[Pages as source code]
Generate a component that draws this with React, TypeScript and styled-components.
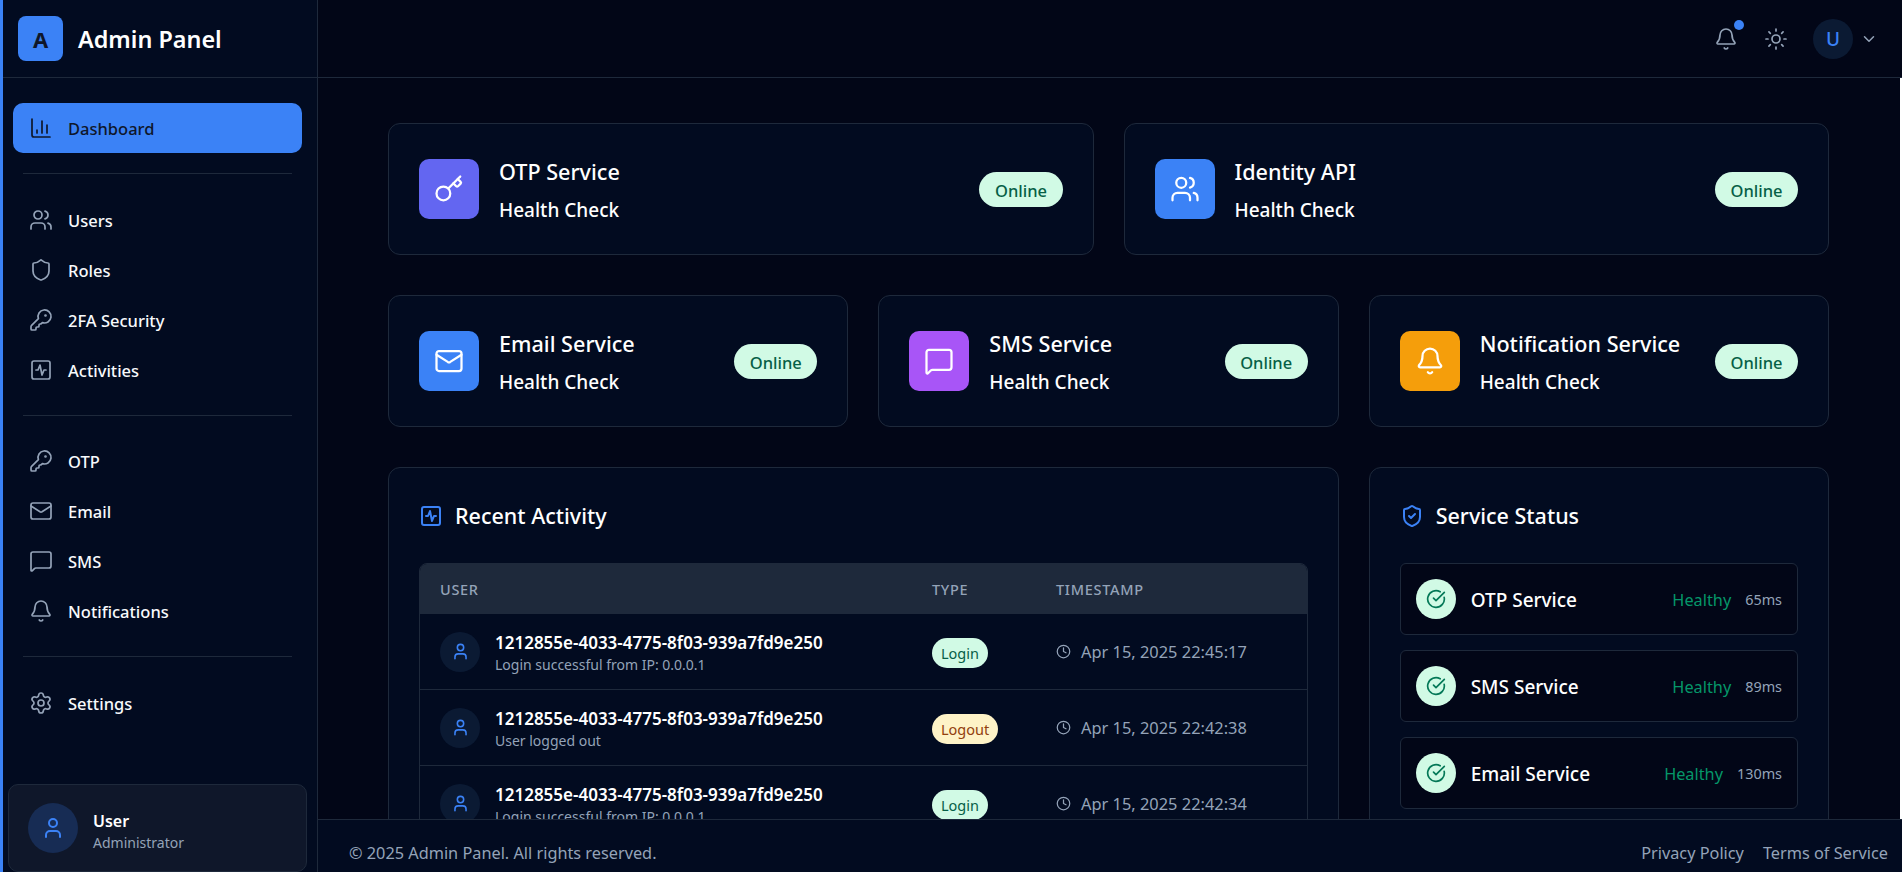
import React from 'react';
import styled, { createGlobalStyle } from 'styled-components';
import {
  ChartColumn, Users, Shield, KeyRound, SquareActivity, Mail, MessageSquare, Bell, Settings, User,
  Sun, ChevronDown, Key, ShieldCheck, CircleCheckBig, Clock,
} from 'lucide-react';

const Global = createGlobalStyle`
  html, body { margin: 0; padding: 0; height: 100%; overflow: hidden; background: #020617; }
  body { font-family: "Noto Sans", "Liberation Sans", sans-serif; color: #fff; }
  #root { height: 100%; }
  * { box-sizing: border-box; }
`;

const Shell = styled.div`
  display: flex;
  height: 872px;
  overflow: hidden;
  background: #020617;
`;
const Sidebar = styled.aside`
  width: 318px;
  flex: none;
  display: flex;
  flex-direction: column;
  background: #020b20;
  border-left: 3px solid #3b82f6;
  border-right: 1px solid #1e293b;
`;
const Brand = styled.div`
  height: 78px;
  flex: none;
  display: flex;
  align-items: center;
  gap: 15px;
  padding-left: 15px;
  border-bottom: 1px solid #1e293b;
`;
const Logo = styled.div`
  width: 45px;
  height: 45px;
  border-radius: 8px;
  background: #3b82f6;
  color: #0f172a;
  font-size: 22px;
  font-weight: 700;
  display: flex;
  align-items: center;
  justify-content: center;
`;
const BrandName = styled.div`
  font-size: 23.4px;
  font-weight: 600;
`;
const Nav = styled.nav`
  flex: 1;
  padding: 25px 15px 0 10px;
  display: flex;
  flex-direction: column;
`;
const NavItem = styled.div<{ $active?: boolean }>`
  height: 50px;
  flex: none;
  display: flex;
  align-items: center;
  gap: 15px;
  padding-left: 16px;
  border-radius: 10px;
  font-size: 16.5px;
  font-weight: 500;
  background: ${p => (p.$active ? '#3b82f6' : 'transparent')};
  color: ${p => (p.$active ? '#0f172a' : '#f8fafc')};
  & svg { color: ${p => (p.$active ? '#0f172a' : '#94a3b8')}; flex: none; }
`;
const NavDivider = styled.div<{ $after?: number }>`
  height: 1px;
  margin: 20px 10px ${p => p.$after ?? 21}px;
  background: #1e293b;
  flex: none;
`;
const UserCard = styled.div`
  height: 88px;
  flex: none;
  margin: 0 10px 0 5px;
  padding: 0 20px 0 19px;
  display: flex;
  align-items: center;
  gap: 15px;
  background: #0f172a;
  border: 1px solid #1e293b;
  border-radius: 10px;
`;
const UserAvatar = styled.div`
  width: 50px;
  height: 50px;
  border-radius: 50%;
  background: #172c54;
  color: #3b82f6;
  display: flex;
  align-items: center;
  justify-content: center;
`;
const UserName = styled.div`
  font-size: 16px;
  font-weight: 600;
  line-height: 22px;
  margin-top: 7px;
`;
const UserRole = styled.div`
  font-size: 14px;
  color: #94a3b8;
  line-height: 20px;
  margin-top: 1px;
`;
const Content = styled.div`
  flex: 1;
  min-width: 0;
  display: flex;
  flex-direction: column;
  background: #fff;
`;
const TopBar = styled.header`
  height: 78px;
  flex: none;
  display: flex;
  align-items: center;
  justify-content: flex-end;
  padding-right: 24px;
  background: #020617;
  border-bottom: 1px solid #1e293b;
`;
const BellWrap = styled.div`
  position: relative;
  display: flex;
  color: #94a3b8;
  margin-right: 26px;
`;
const Dot = styled.span`
  position: absolute;
  top: -7px;
  right: -6px;
  width: 10px;
  height: 10px;
  border-radius: 50%;
  background: #3b82f6;
`;
const SunWrap = styled.div`
  display: flex;
  color: #94a3b8;
  margin-right: 25px;
`;
const TopAvatar = styled.div`
  width: 40px;
  height: 40px;
  border-radius: 50%;
  background: #0b1a33;
  color: #3b82f6;
  font-size: 19px;
  font-weight: 500;
  display: flex;
  align-items: center;
  justify-content: center;
  margin-right: 7px;
`;
const ChevronWrap = styled.div`
  display: flex;
  color: #94a3b8;
`;
const Main = styled.main`
  flex: 1;
  min-height: 0;
  overflow: hidden;
  margin-right: 2px;
  padding: 45px 71px 0 70px;
  background: #020617;
`;
const CardRow = styled.div<{ $cols: number }>`
  display: grid;
  grid-template-columns: repeat(${p => p.$cols}, 1fr);
  gap: 30px;
  margin-bottom: 40px;
`;
const ServiceCard = styled.div`
  height: 132px;
  display: flex;
  align-items: center;
  padding: 0 30px;
  background: #020b20;
  border: 1px solid #1e293b;
  border-radius: 12px;
`;
const IconBox = styled.div<{ $bg: string }>`
  width: 60px;
  height: 60px;
  flex: none;
  border-radius: 10px;
  background: ${p => p.$bg};
  color: #fff;
  display: flex;
  align-items: center;
  justify-content: center;
  margin-right: 20px;
`;
const CardText = styled.div`
  flex: 1;
  min-width: 0;
  padding-top: 2px;
`;
const CardTitle = styled.div`
  font-size: 21.6px;
  font-weight: 500;
  line-height: 30px;
  margin-bottom: 9px;
  white-space: nowrap;
`;
const CardSub = styled.div`
  font-size: 19px;
  font-weight: 500;
  line-height: 28px;
`;
const OnlinePill = styled.span`
  flex: none;
  padding: 2px 15.5px 0;
  height: 35px;
  display: flex;
  align-items: center;
  border-radius: 18px;
  background: #d1fae5;
  color: #065f46;
  font-size: 16.5px;
  font-weight: 500;
`;
const Panels = styled.div`
  display: grid;
  grid-template-columns: repeat(3, 1fr);
  gap: 30px;
  align-items: start;
`;
const Panel = styled.section<{ $span?: number }>`
  grid-column: span ${p => p.$span ?? 1};
  min-width: 0;
  background: #020b20;
  border: 1px solid #1e293b;
  border-radius: 12px;
  padding: 30px;
  height: 600px;
`;
const PanelTitle = styled.h2`
  display: flex;
  align-items: center;
  gap: 12px;
  margin: 0 0 29px;
  font-size: 21.5px;
  font-weight: 500;
  line-height: 36px;
  height: 36px;
  & svg { color: #3b82f6; flex: none; }
`;
const TableWrap = styled.div`
  border: 1px solid #1e293b;
  border-radius: 8px 8px 0 0;
  overflow: hidden;
`;
const Table = styled.table`
  width: 100%;
  border-collapse: separate;
  border-spacing: 0;
  table-layout: fixed;
`;
const Th = styled.th<{ $w?: number }>`
  width: ${p => (p.$w ? `${p.$w}px` : 'auto')};
  height: 50px;
  padding: 0 20px;
  background: #1e293b;
  color: #94a3b8;
  text-align: left;
  font-size: 14.5px;
  font-weight: 500;
  letter-spacing: 0.7px;
  text-transform: uppercase;
`;
const Td = styled.td`
  height: 76px;
  padding: 0 20px;
  border-bottom: 1px solid #1e293b;
`;
const UserCell = styled.div`
  display: flex;
  align-items: center;
  gap: 15px;
`;
const RowAvatar = styled.div`
  width: 40px;
  height: 40px;
  border-radius: 50%;
  background: #0b1a33;
  color: #3b82f6;
  display: flex;
  align-items: center;
  justify-content: center;
  flex: none;
`;
const RowText = styled.div`
  padding-top: 2px;
`;
const RowId = styled.div`
  font-size: 17px;
  font-weight: 600;
  line-height: 24px;
  white-space: nowrap;
`;
const RowSub = styled.div`
  font-size: 14px;
  color: #94a3b8;
  line-height: 20px;
`;
const TypePill = styled.span<{ $kind: 'login' | 'logout' }>`
  display: inline-flex;
  align-items: center;
  height: 30px;
  padding: 0 9px;
  margin-top: 2px;
  border-radius: 15px;
  font-size: 14.5px;
  font-weight: 400;
  background: ${p => (p.$kind === 'login' ? '#d1fae5' : '#fef3c7')};
  color: ${p => (p.$kind === 'login' ? '#065f46' : '#92400e')};
`;
const TimeCell = styled.div`
  display: flex;
  align-items: center;
  gap: 10px;
  color: #94a3b8;
  font-size: 16.4px;
  white-space: nowrap;
`;
const StatusList = styled.div`
  display: flex;
  flex-direction: column;
  gap: 15px;
`;
const StatusItem = styled.div`
  height: 72px;
  display: flex;
  align-items: center;
  padding: 0 15px;
  background: #020617;
  border: 1px solid #1e293b;
  border-radius: 6px;
`;
const StatusIcon = styled.div`
  width: 40px;
  height: 40px;
  flex: none;
  border-radius: 50%;
  background: #d1fae5;
  color: #047857;
  display: flex;
  align-items: center;
  justify-content: center;
  margin-right: 15px;
`;
const StatusName = styled.div`
  flex: 1;
  padding-top: 2px;
  font-size: 19px;
  font-weight: 500;
  white-space: nowrap;
`;
const Healthy = styled.div`
  color: #059669;
  padding-top: 2px;
  font-size: 16.3px;
  margin-right: 14px;
`;
const Latency = styled.div`
  color: #94a3b8;
  font-size: 14.4px;
`;
const Footer = styled.footer`
  height: 53px;
  flex: none;
  display: flex;
  align-items: center;
  justify-content: space-between;
  padding: 14px 14px 0 31px;
  background: #020b20;
  border-top: 1px solid #1e293b;
  color: #94a3b8;
  font-size: 16.3px;
`;
const FooterLinks = styled.div`
  display: flex;
  gap: 19px;
`;

const topCards = [
  { name: 'OTP Service', bg: '#6366f1', icon: <Key size={30} strokeWidth={1.8} /> },
  { name: 'Identity API', bg: '#3b82f6', icon: <Users size={30} strokeWidth={1.8} /> },
];
const midCards = [
  { name: 'Email Service', bg: '#3b82f6', icon: <Mail size={30} strokeWidth={1.8} /> },
  { name: 'SMS Service', bg: '#a855f7', icon: <MessageSquare size={30} strokeWidth={1.8} /> },
  { name: 'Notification Service', bg: '#f59e0b', icon: <Bell size={30} strokeWidth={1.8} /> },
];
const ID = '1212855e-4033-4775-8f03-939a7fd9e250';
const rows = [
  { sub: 'Login successful from IP: 0.0.0.1', kind: 'login' as const, label: 'Login', time: 'Apr 15, 2025 22:45:17' },
  { sub: 'User logged out', kind: 'logout' as const, label: 'Logout', time: 'Apr 15, 2025 22:42:38' },
  { sub: 'Login successful from IP: 0.0.0.1', kind: 'login' as const, label: 'Login', time: 'Apr 15, 2025 22:42:34' },
];
const statuses = [
  { name: 'OTP Service', ms: '65ms' },
  { name: 'SMS Service', ms: '89ms' },
  { name: 'Email Service', ms: '130ms' },
];

function Card({ c }: { c: { name: string; bg: string; icon: React.ReactNode } }) {
  return (
    <ServiceCard>
      <IconBox $bg={c.bg}>{c.icon}</IconBox>
      <CardText>
        <CardTitle>{c.name}</CardTitle>
        <CardSub>Health Check</CardSub>
      </CardText>
      <OnlinePill>Online</OnlinePill>
    </ServiceCard>
  );
}

export default function App() {
  return (
    <Shell>
      <Global />
      <Sidebar>
        <Brand>
          <Logo>A</Logo>
          <BrandName>Admin Panel</BrandName>
        </Brand>
        <Nav>
          <NavItem $active><ChartColumn size={24} strokeWidth={1.7} />Dashboard</NavItem>
          <NavDivider />
          <NavItem><Users size={24} strokeWidth={1.7} />Users</NavItem>
          <NavItem><Shield size={24} strokeWidth={1.7} />Roles</NavItem>
          <NavItem><KeyRound size={24} strokeWidth={1.7} />2FA Security</NavItem>
          <NavItem><SquareActivity size={24} strokeWidth={1.7} />Activities</NavItem>
          <NavDivider $after={20} />
          <NavItem><KeyRound size={24} strokeWidth={1.7} />OTP</NavItem>
          <NavItem><Mail size={24} strokeWidth={1.7} />Email</NavItem>
          <NavItem><MessageSquare size={24} strokeWidth={1.7} />SMS</NavItem>
          <NavItem><Bell size={24} strokeWidth={1.7} />Notifications</NavItem>
          <NavDivider />
          <NavItem><Settings size={24} strokeWidth={1.7} />Settings</NavItem>
        </Nav>
        <UserCard>
          <UserAvatar><User size={24} /></UserAvatar>
          <div>
            <UserName>User</UserName>
            <UserRole>Administrator</UserRole>
          </div>
        </UserCard>
      </Sidebar>
      <Content>
        <TopBar>
          <BellWrap><Bell size={24} strokeWidth={1.7} /><Dot /></BellWrap>
          <SunWrap><Sun size={24} strokeWidth={1.7} /></SunWrap>
          <TopAvatar>U</TopAvatar>
          <ChevronWrap><ChevronDown size={18} /></ChevronWrap>
        </TopBar>
        <Main>
          <CardRow $cols={2}>{topCards.map(c => <Card key={c.name} c={c} />)}</CardRow>
          <CardRow $cols={3}>{midCards.map(c => <Card key={c.name} c={c} />)}</CardRow>
          <Panels>
            <Panel $span={2}>
              <PanelTitle><SquareActivity size={24} />Recent Activity</PanelTitle>
              <TableWrap>
                <Table>
                  <thead>
                    <tr>
                      <Th $w={492}>User</Th>
                      <Th $w={124}>Type</Th>
                      <Th>Timestamp</Th>
                    </tr>
                  </thead>
                  <tbody>
                    {rows.map(r => (
                      <tr key={r.time}>
                        <Td>
                          <UserCell>
                            <RowAvatar><User size={19} /></RowAvatar>
                            <RowText>
                              <RowId>{ID}</RowId>
                              <RowSub>{r.sub}</RowSub>
                            </RowText>
                          </UserCell>
                        </Td>
                        <Td><TypePill $kind={r.kind}>{r.label}</TypePill></Td>
                        <Td><TimeCell><Clock size={15} />{r.time}</TimeCell></Td>
                      </tr>
                    ))}
                  </tbody>
                </Table>
              </TableWrap>
            </Panel>
            <Panel>
              <PanelTitle><ShieldCheck size={24} />Service Status</PanelTitle>
              <StatusList>
                {statuses.map(s => (
                  <StatusItem key={s.name}>
                    <StatusIcon><CircleCheckBig size={20} /></StatusIcon>
                    <StatusName>{s.name}</StatusName>
                    <Healthy>Healthy</Healthy>
                    <Latency>{s.ms}</Latency>
                  </StatusItem>
                ))}
              </StatusList>
            </Panel>
          </Panels>
        </Main>
        <Footer>
          <span>© 2025 Admin Panel. All rights reserved.</span>
          <FooterLinks>
            <span>Privacy Policy</span>
            <span>Terms of Service</span>
          </FooterLinks>
        </Footer>
      </Content>
    </Shell>
  );
}
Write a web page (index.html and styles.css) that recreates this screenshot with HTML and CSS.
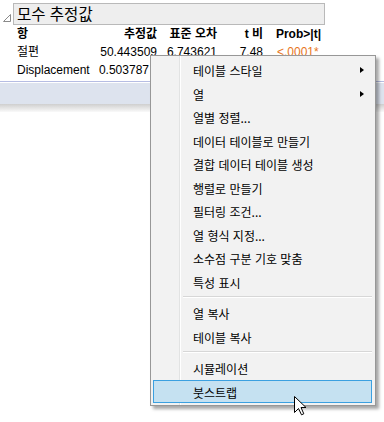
FILE: index.html
```html
<!DOCTYPE html>
<html lang="ko">
<head>
    <meta charset="UTF-8">
    <title>모수 추정값</title>
    <link rel="stylesheet" href="styles.css">
</head>
<body>
    <div class="report">
        <!-- Outline header -->
        <div class="outline-head">
            <svg class="disclosure" width="10" height="10" viewBox="0 0 10 10">
                <polygon points="8.5,1.5 8.5,8.5 1.5,8.5" fill="#fff" stroke="#8a8a8a" stroke-width="1"/>
            </svg>
            <div class="outline-title">모수 추정값</div>
        </div>

        <!-- Parameter estimates table -->
        <div class="estimates">
            <div class="cell head left">항</div>
            <div class="cell head">추정값</div>
            <div class="cell head">표준 오차</div>
            <div class="cell head">t 비</div>
            <div class="cell head">Prob&gt;|t|</div>

            <div class="cell left">절편</div>
            <div class="cell">50.443509</div>
            <div class="cell">6.743621</div>
            <div class="cell">7.48</div>
            <div class="cell prob">&lt;.0001*</div>

            <div class="cell left">Displacement</div>
            <div class="cell short">0.503787</div>
        </div>

        <div class="strip"></div>
    </div>

    <!-- Context menu -->
    <div class="menu">
        <div class="menu-item has-sub">테이블 스타일</div>
        <div class="menu-item has-sub">열</div>
        <div class="menu-item">열별 정렬...</div>
        <div class="menu-item">데이터 테이블로 만들기</div>
        <div class="menu-item">결합 데이터 테이블 생성</div>
        <div class="menu-item">행렬로 만들기</div>
        <div class="menu-item">필터링 조건...</div>
        <div class="menu-item">열 형식 지정...</div>
        <div class="menu-item">소수점 구분 기호 맞춤</div>
        <div class="menu-item">특성 표시</div>
        <div class="menu-sep"></div>
        <div class="menu-item">열 복사</div>
        <div class="menu-item">테이블 복사</div>
        <div class="menu-sep"></div>
        <div class="menu-item">시뮬레이션</div>
        <div class="menu-item selected">붓스트랩</div>
    </div>

    <!-- Mouse pointer -->
    <svg class="pointer" width="13" height="20" viewBox="0 0 13 20">
        <polygon points="0.5,0.5 0.5,16.5 4.5,12.5 7.5,18.8 9.8,17.8 7,11.5 12,11.5" fill="#fff" stroke="#000" stroke-width="1" stroke-linejoin="round"/>
    </svg>
</body>
</html>
```

FILE: styles.css
```css
/* Basic styling */
* { box-sizing: border-box; margin: 0; padding: 0; }
body { background-color: #ffffff; font-family: "Noto Sans CJK KR", "Noto Sans", sans-serif; font-size: 12px; color: #000; width: 384px; height: 422px; overflow: hidden; position: relative; }

/* Outline header */
.report { padding-top: 3px; }
.outline-head { display: flex; align-items: flex-end; padding-left: 2px; }
.disclosure { margin-right: 1px; margin-bottom: 2px; }
.outline-title { width: 312px; height: 22px; background-color: #eeeeee; border: 1px solid #b9b9b9; padding-left: 3px; font-size: 15.5px; line-height: 19px; }

/* Table */
.estimates { display: grid; grid-template-columns: 80px 60px 60px 46px 58px; grid-auto-rows: 18px; margin-left: 17px; line-height: 18px; font-family: "Liberation Sans", "Noto Sans CJK KR", sans-serif; }
.cell { text-align: right; white-space: nowrap; }
.cell.left { text-align: left; }
.cell.short { padding-right: 8px; }
.cell.head { font-weight: bold; }
.cell.prob { color: #e8761c; text-align: left; padding-left: 14px; }
.strip { margin-top: 2px; height: 31px; border-top: 1px solid #b6bde3; background: linear-gradient(#ffffff 0, #ffffff 1px, #dde3ee 1px, #dde3ee 22px, #cfcfcf 22px, #ffffff 31px); }

/* Context menu */
.menu { position: absolute; left: 150px; top: 55px; width: 226px; padding: 2px; background: linear-gradient(to right, #f2f2f2 28px, #e2e3e3 28px, #e2e3e3 29px, #ffffff 29px, #ffffff 30px, #f2f2f2 30px); border: 1px solid #979797; box-shadow: 3px 3px 3px rgba(0, 0, 0, 0.35); }
.menu-item { height: 23.5px; line-height: 23px; padding-left: 39px; border: 1px solid transparent; position: relative; }
.menu-item.has-sub::after { content: ""; position: absolute; right: 8px; top: 8px; border-left: 4px solid #000; border-top: 3.5px solid transparent; border-bottom: 3.5px solid transparent; }
.menu-item.selected { background-color: #c5e1f1; border-color: #3ba0e0; margin-right: 1px; }
.menu-sep { height: 8px; margin-left: 30px; margin-right: 1px; background: linear-gradient(transparent 3px, #d7d7d7 3px, #d7d7d7 4px, #ffffff 4px, #ffffff 5px, transparent 5px); }

/* Pointer */
.pointer { position: absolute; left: 294px; top: 396px; }
```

## Exercise goal
Write the number of lines containing the word "index" and nothing besides it.

## Complete response
2